McClurg Capital may affect principal or agency cross transactions under the following circumstances:

McClurg capital may act as principal in transactions between its managed client accounts and those of non-discretionary brokerage client accounts. The managed account client must receive better than best wholesale bid if selling and pay less than best wholesale offer if buying. Markup or markdown to managed client is not to exceed $50.00 regardless of size. Transaction price must be determined to be economically beneficial to both buyer and seller by David McClurg. Confirmations will indicate that McClurg Capital acted as principal by disclosing markup or markdown, if any, to managed clients.

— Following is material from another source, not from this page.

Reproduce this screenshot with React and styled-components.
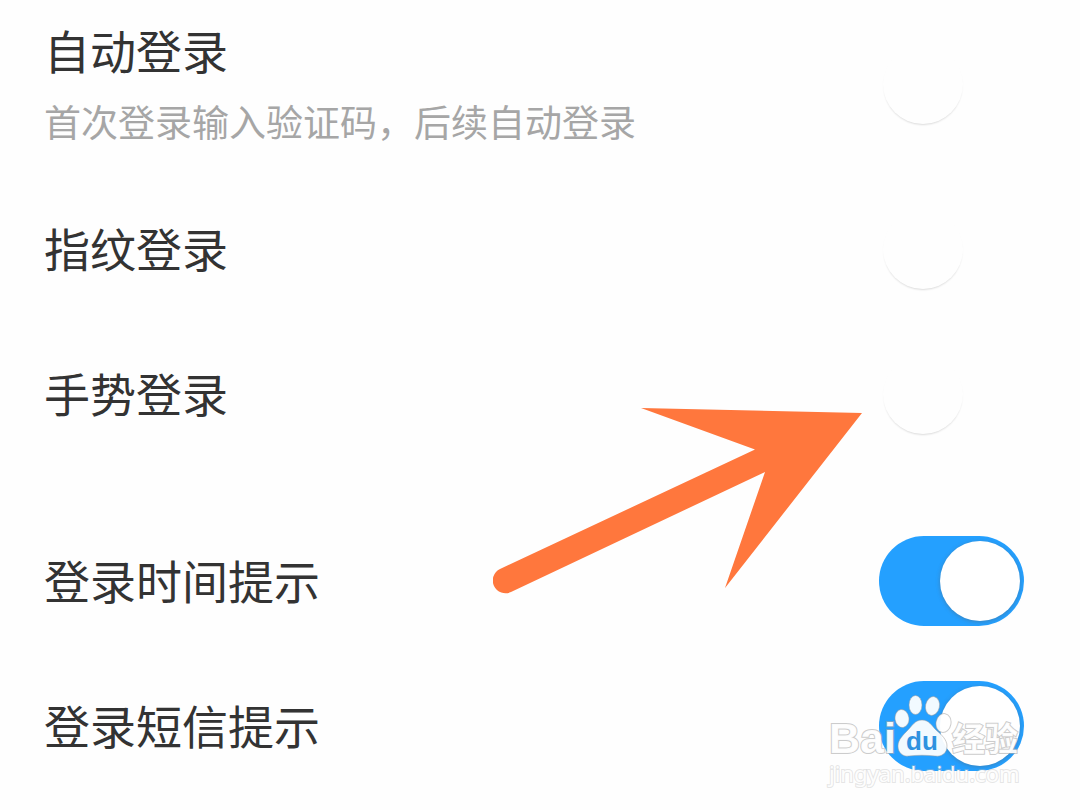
import React from "react";
import styled, { createGlobalStyle } from "styled-components";

const GlobalStyle = createGlobalStyle`
  * { box-sizing: border-box; }
  body {
    margin: 0;
    background: #fefefe;
    font-family: "Noto Sans CJK SC", sans-serif;
  }
`;

const Page = styled.main`
  position: relative;
  min-height: 100vh;
  overflow: hidden;
`;

const Group = styled.section`
  display: flex;
  flex-direction: column;
  margin-bottom: 42px;

  &:last-of-type {
    margin-bottom: 0;
  }
`;

const Row = styled.label`
  display: flex;
  align-items: center;
  justify-content: space-between;
  min-height: ${(p) => (p.$tall ? 176 : 145)}px;
  padding: 0 56px ${(p) => (p.$tall ? 8 : 0)}px 44px;
`;

const Copy = styled.span`
  display: flex;
  flex-direction: column;
  gap: 10px;
  padding-bottom: 4px;
`;

const Title = styled.span`
  font-size: 46px;
  line-height: 68px;
  color: #333;
`;

const Hint = styled.span`
  font-size: 37px;
  line-height: 56px;
  color: #a6a6a6;
`;

const Toggle = styled.input`
  appearance: none;
  flex: none;
  display: flex;
  align-items: center;
  width: 145px;
  height: 90px;
  margin: 0;
  padding: 0 4px;
  border-radius: 45px;
  background: transparent;

  &::before {
    content: "";
    width: 80px;
    height: 80px;
    border-radius: 50%;
    background: #fefefe;
    box-shadow: 0 2px 2px -1px rgba(0, 0, 0, 0.14);
  }

  &:checked {
    justify-content: flex-end;
    background: #24a0ff;
  }

  &:checked::before {
    background: #fff;
    box-shadow: 0 1px 4px rgba(90, 90, 90, 0.4);
  }
`;

const Arrow = styled.svg`
  position: absolute;
  top: 407px;
  right: 218px;
  width: 369px;
  height: 187px;
  pointer-events: none;
`;

const Watermark = styled.div`
  position: absolute;
  top: 693px;
  right: 57px;
  width: 194px;
  pointer-events: none;
  color: rgba(255, 255, 255, 0.94);
`;

const Brand = styled.div`
  display: flex;
  align-items: flex-end;
  height: 68px;
`;

const BrandLatin = styled.span`
  width: 65px;
  font: bold 43px/46px "Liberation Sans", sans-serif;
  -webkit-text-stroke: 2px rgba(170, 170, 170, 0.6);
  paint-order: stroke fill;
`;

const Paw = styled.svg`
  flex: none;
  width: 58px;
  height: 68px;
`;

const BrandHan = styled.span`
  font-size: 33px;
  line-height: 48px;
  font-weight: 700;
  -webkit-text-stroke: 2px rgba(170, 170, 170, 0.6);
  paint-order: stroke fill;
`;

const Site = styled.div`
  font: 22px/24px "Noto Sans", sans-serif;
  white-space: nowrap;
  -webkit-text-stroke: 2px rgba(190, 190, 190, 0.4);
  paint-order: stroke fill;
`;

const groups = [
  [
    { title: "自动登录", hint: "首次登录输入验证码，后续自动登录" },
    { title: "指纹登录" },
    { title: "手势登录" },
  ],
  [
    { title: "登录时间提示", on: true },
    { title: "登录短信提示", on: true },
  ],
];

function SettingRow({ title, hint, on }) {
  return (
    <Row $tall={Boolean(hint)}>
      <Copy>
        <Title>{title}</Title>
        {hint && <Hint>{hint}</Hint>}
      </Copy>
      <Toggle type="checkbox" role="switch" defaultChecked={Boolean(on)} />
    </Row>
  );
}

export default function App() {
  return (
    <>
      <GlobalStyle />
      <Page>
        {groups.map((rows, i) => (
          <Group key={i}>
            {rows.map((row) => (
              <SettingRow key={row.title} {...row} />
            ))}
          </Group>
        ))}

        <Arrow viewBox="493 407 369 187" aria-hidden="true">
          <path
            fill="#ff773d"
            d="M641 408 L862 413 L725 588 L765 472 L511 592 A12.5 12.5 0 0 1 500 569 L755 449.500 Z"
          />
        </Arrow>

        <Watermark>
          <Brand>
            <BrandLatin>Bai</BrandLatin>
            <Paw viewBox="894 693 58 68" aria-hidden="true">
              <g fill="#fff" fillOpacity="0.94" stroke="#9a9a9a" strokeOpacity="0.5">
                <ellipse cx="902" cy="718.500" rx="7" ry="9" transform="rotate(-8 902 718.500)" />
                <ellipse cx="915.500" cy="705" rx="6.500" ry="9.500" />
                <ellipse cx="932.500" cy="706" rx="7" ry="9.500" transform="rotate(12 932.500 706)" />
                <ellipse cx="943.500" cy="723" rx="7.500" ry="9.500" transform="rotate(10 943.500 723)" />
                <path d="M922 720 C929 720 932 726 936 730 C942 735 947 740 947 746 C947 753 942 757 935 756 C926 755 918 755 909 756 C902 757 898 752 898 746 C898 740 903 735 908 730 C912 726 915 720 922 720 Z" />
              </g>
              <text
                x="906"
                y="750"
                fill="#2f92df"
                fontFamily="Liberation Sans, sans-serif"
                fontWeight="700"
                fontSize="26"
              >
                du
              </text>
            </Paw>
            <BrandHan>经验</BrandHan>
          </Brand>
          <Site>jingyan.baidu.com</Site>
        </Watermark>
      </Page>
    </>
  );
}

McClurg Capital may affect agency cross transactions between managed accounts under the same restrictions as above, but with an agency transaction fee of no greater than $25.00 to both buyer and seller.

Brokerage Practices

Managed accounts are required to use McClurg Capital as broker/dealer and the Bank of New York Mellon/Pershing as custodian, and execution and clearing agent. Securities transactions are directed to Pershing through our New York affiliate Bernard Herold and Co. subject to a tri-party clearing agreement. McClurg Capital, Bernard Herold & Co., and Pershing may receive economic benefit from transaction charges.

McClurg Capital does not participate in any soft dollar arrangements.

Although McClurg Capital utilizes third party research and services, they are not a factor in determining transaction costs and/or management fees to clients. McClurg Capital does not direct brokerage in return for any products or services.